==== DATA SEGMENT ====

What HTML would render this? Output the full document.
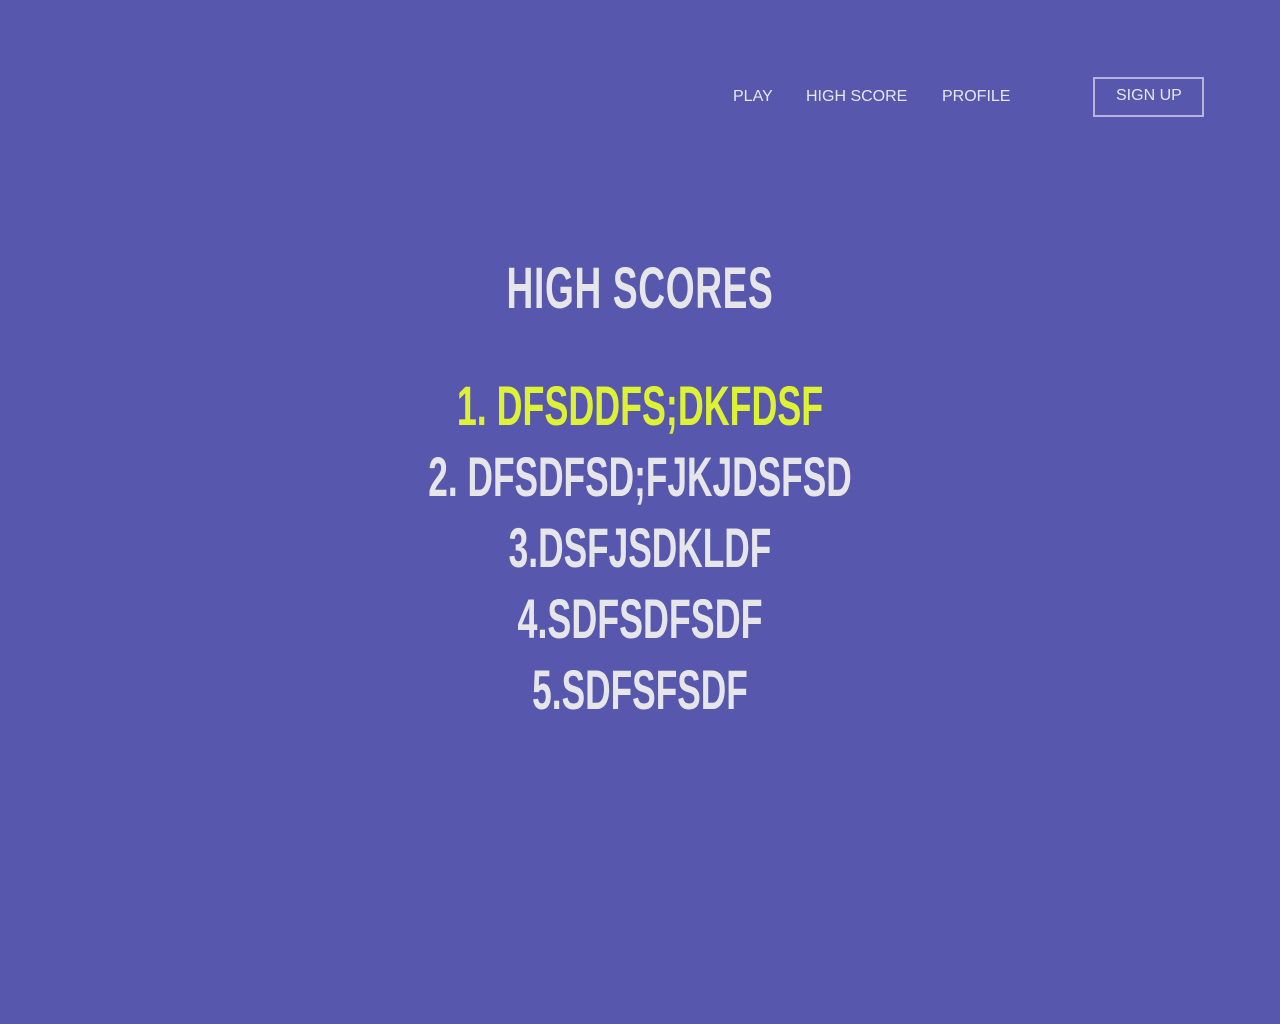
<!DOCTYPE html>
<html><head><meta charset="utf-8"><style>
html,body{margin:0;padding:0;width:1280px;height:1024px;background:#5757ad;overflow:hidden;font-family:"Liberation Sans",Arial,sans-serif;}
.n{position:absolute;top:89px;font-size:16px;line-height:16px;color:#e6e6ee;}
.btn{position:absolute;left:1093px;top:77px;width:107px;height:36px;border:2px solid #b4b4dc;}
.l{position:absolute;left:640px;white-space:nowrap;font-weight:bold;line-height:1;color:#e6e6ea;transform:translateX(-50%) scaleX(0.63);}
</style></head><body>
<div class="n" style="left:733px">PLAY</div>
<div class="n" style="left:806px">HIGH SCORE</div>
<div class="n" style="left:942px">PROFILE</div>
<div class="btn"></div>
<div class="n" style="left:1116px;top:88px">SIGN UP</div>
<div class="l" style="top:260px;font-size:58px;letter-spacing:1px;transform:translateX(-50%) scaleX(0.64)">HIGH SCORES</div>
<div class="l" style="top:378px;font-size:56px;color:#def235;transform:translateX(-50%) scaleX(0.64)">1. DFSDDFS;DKFDSF</div>
<div class="l" style="top:449px;font-size:56px">2. DFSDFSD;FJKJDSFSD</div>
<div class="l" style="top:520px;font-size:56px">3.DSFJSDKLDF</div>
<div class="l" style="top:591px;font-size:56px;transform:translateX(-50%) scaleX(0.64)">4.SDFSDFSDF</div>
<div class="l" style="top:662px;font-size:56px">5.SDFSFSDF</div>
</body></html>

====

**WHAT YOU NEED TO DO**
Go through the listing above and quote it exactly, apart from its images.

**ANSWER TO THIS TASK**
What HTML would render this? Output the full document.
<!DOCTYPE html>
<html><head><meta charset="utf-8"><style>
html,body{margin:0;padding:0;width:1280px;height:1024px;background:#5757ad;overflow:hidden;font-family:"Liberation Sans",Arial,sans-serif;}
.n{position:absolute;top:89px;font-size:16px;line-height:16px;color:#e6e6ee;}
.btn{position:absolute;left:1093px;top:77px;width:107px;height:36px;border:2px solid #b4b4dc;}
.l{position:absolute;left:640px;white-space:nowrap;font-weight:bold;line-height:1;color:#e6e6ea;transform:translateX(-50%) scaleX(0.63);}
</style></head><body>
<div class="n" style="left:733px">PLAY</div>
<div class="n" style="left:806px">HIGH SCORE</div>
<div class="n" style="left:942px">PROFILE</div>
<div class="btn"></div>
<div class="n" style="left:1116px;top:88px">SIGN UP</div>
<div class="l" style="top:260px;font-size:58px;letter-spacing:1px;transform:translateX(-50%) scaleX(0.64)">HIGH SCORES</div>
<div class="l" style="top:378px;font-size:56px;color:#def235;transform:translateX(-50%) scaleX(0.64)">1. DFSDDFS;DKFDSF</div>
<div class="l" style="top:449px;font-size:56px">2. DFSDFSD;FJKJDSFSD</div>
<div class="l" style="top:520px;font-size:56px">3.DSFJSDKLDF</div>
<div class="l" style="top:591px;font-size:56px;transform:translateX(-50%) scaleX(0.64)">4.SDFSDFSDF</div>
<div class="l" style="top:662px;font-size:56px">5.SDFSFSDF</div>
</body></html>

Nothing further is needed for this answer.